Over the next decades there will be an increasing number of people in Scotland who live with sight loss, and this is largely as the result of our ageing population.
Age is an important factor in increasing risk of sight loss, and the Scottish Vision Strategy highlights that one in eight over-75s and one in three over-90s have serious sight loss.
There around 188,000 people living in Scotland today with significant sight loss, and it is projected to hit almost 400,000 by 2030.
An ageing population also means an increasing number of people living with dementia, and we estimate that today in Scotland there are at least 12,500 people living with both.
Royal Blind runs Scotland’s only two specialist residential care homes for older people with sight loss, and many of our residents also have a diagnosis of dementia.

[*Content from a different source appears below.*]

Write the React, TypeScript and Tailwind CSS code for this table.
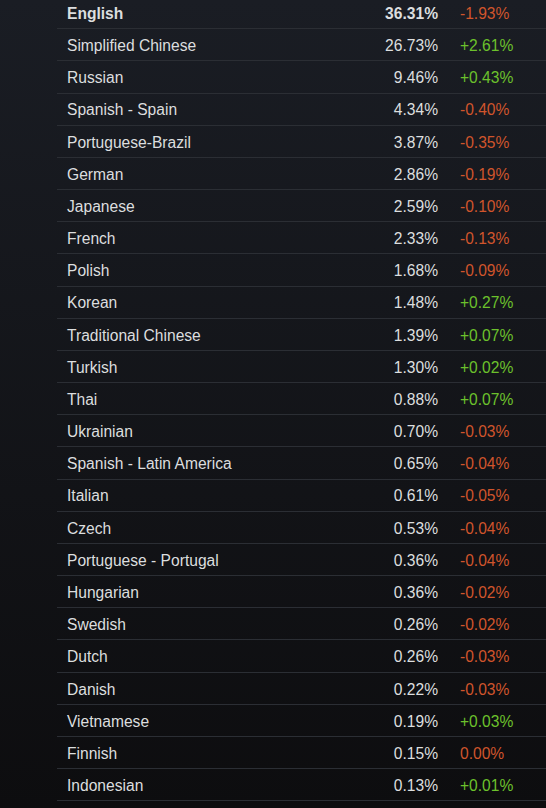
import React from "react";

const rows: [string, string, string][] = [
  ["English", "36.31%", "-1.93%"],
  ["Simplified Chinese", "26.73%", "+2.61%"],
  ["Russian", "9.46%", "+0.43%"],
  ["Spanish - Spain", "4.34%", "-0.40%"],
  ["Portuguese-Brazil", "3.87%", "-0.35%"],
  ["German", "2.86%", "-0.19%"],
  ["Japanese", "2.59%", "-0.10%"],
  ["French", "2.33%", "-0.13%"],
  ["Polish", "1.68%", "-0.09%"],
  ["Korean", "1.48%", "+0.27%"],
  ["Traditional Chinese", "1.39%", "+0.07%"],
  ["Turkish", "1.30%", "+0.02%"],
  ["Thai", "0.88%", "+0.07%"],
  ["Ukrainian", "0.70%", "-0.03%"],
  ["Spanish - Latin America", "0.65%", "-0.04%"],
  ["Italian", "0.61%", "-0.05%"],
  ["Czech", "0.53%", "-0.04%"],
  ["Portuguese - Portugal", "0.36%", "-0.04%"],
  ["Hungarian", "0.36%", "-0.02%"],
  ["Swedish", "0.26%", "-0.02%"],
  ["Dutch", "0.26%", "-0.03%"],
  ["Danish", "0.22%", "-0.03%"],
  ["Vietnamese", "0.19%", "+0.03%"],
  ["Finnish", "0.15%", "0.00%"],
  ["Indonesian", "0.13%", "+0.01%"],
];

export default function App() {
  return (
    <div
      className="w-[546px] h-[808px] overflow-hidden bg-gradient-to-b from-[#1a1d24] to-[#0d0d0f] text-[15.6px] text-[#dcdedf]"
      style={{ fontFamily: '"Liberation Sans", Arial, sans-serif' }}
    >
      <div className="ml-[57px] mt-[-3px]">
        {rows.map(([name, pct, chg], i) => {
          const pos = chg.startsWith("+");
          return (
            <div
              key={name}
              className={`flex items-center h-[32.18px] pt-[2px] border-b border-[#2b2e34] ${i === 0 ? "font-bold" : ""}`}
            >
              <div className="flex-1 pl-[10px]">{name}</div>
              <div className="w-[100px] text-right">{pct}</div>
              <div className={`w-[108px] pl-[22px] font-normal ${pos ? "text-[#6cc12c]" : "text-[#d0552c]"}`}>{chg}</div>
            </div>
          );
        })}
      </div>
    </div>
  );
}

We want to work with others to develop our understanding of how we provide tailored care that meets the needs of people with dementia and sight loss to ensure they can live well with both conditions.
Ensuring staff have the right levels of training and awareness to provide care in a way which meets the their needs is vital, but ensuring residents have meaningful activities they enjoy in care homes is also important for their quality of life. We are delighted to be working with the Life Changes Trust to research how best we can provide care for people with dementia and sight loss, and ensure that the activities we organise in our homes meet their needs.
Our dementia and sight loss project was launched earlier this month at Jenny’s Well, Royal Blind’s specialist care home in Paisley.
During the two-year project, made possible by £20,000 funding from the Life Changes Trust through the National Lottery Community Fund, Royal Blind will research what activities in care homes people with sight loss and dementia find most rewarding and how these activities can be tailored to their needs.
We will take the project forward by speaking to the residents themselves, finding out what they most enjoy, how they prefer activities to be organised, when and where they should take place, and changing the activities we provide to reflect what residents have enjoyed most.
We believe it is an important aspect of respecting the rights of people with dementia and sight loss in care homes that activities and care is arranged with them, not only for them.
Many people with dementia enjoy reminiscence through looking at photographs or watching films.
But since this can be challenging for people with sight loss, Royal Blind has developed a tasting activity for residents where they can take part in reminiscence through sampling traditional local foods. This is just one example of tailoring activities to meet the specific needs of people with dementia and sight loss.
We also look forward to sharing the learning we develop through the project and Royal Blind will produce learning resources for other care providers supporting people living with sight loss and dementia.
Older people with dementia and sight loss can still enjoy a good quality of life and take part in the activities they enjoy.
This is reflected in the words of Ina, a resident at Jenny’s Well, who has dementia and sight loss. She said: “Jenny’s Well is a wonderful home that has helped me gain independence back.
“The staff are excellent and very helpful. One of the best things is that there is always something going on. Sometimes there is a walking group, or we will go out to a local pub or café.”
We want more people with dementia and sight loss to have positive experiences like this.
That is why we are looking forward to the next two years of developing and sharing learning in what will be an important area of care for an increasing number of people in Scotland in the future.
Mark O’Donnell, chief executive, Royal Blind and Scottish War Blinded.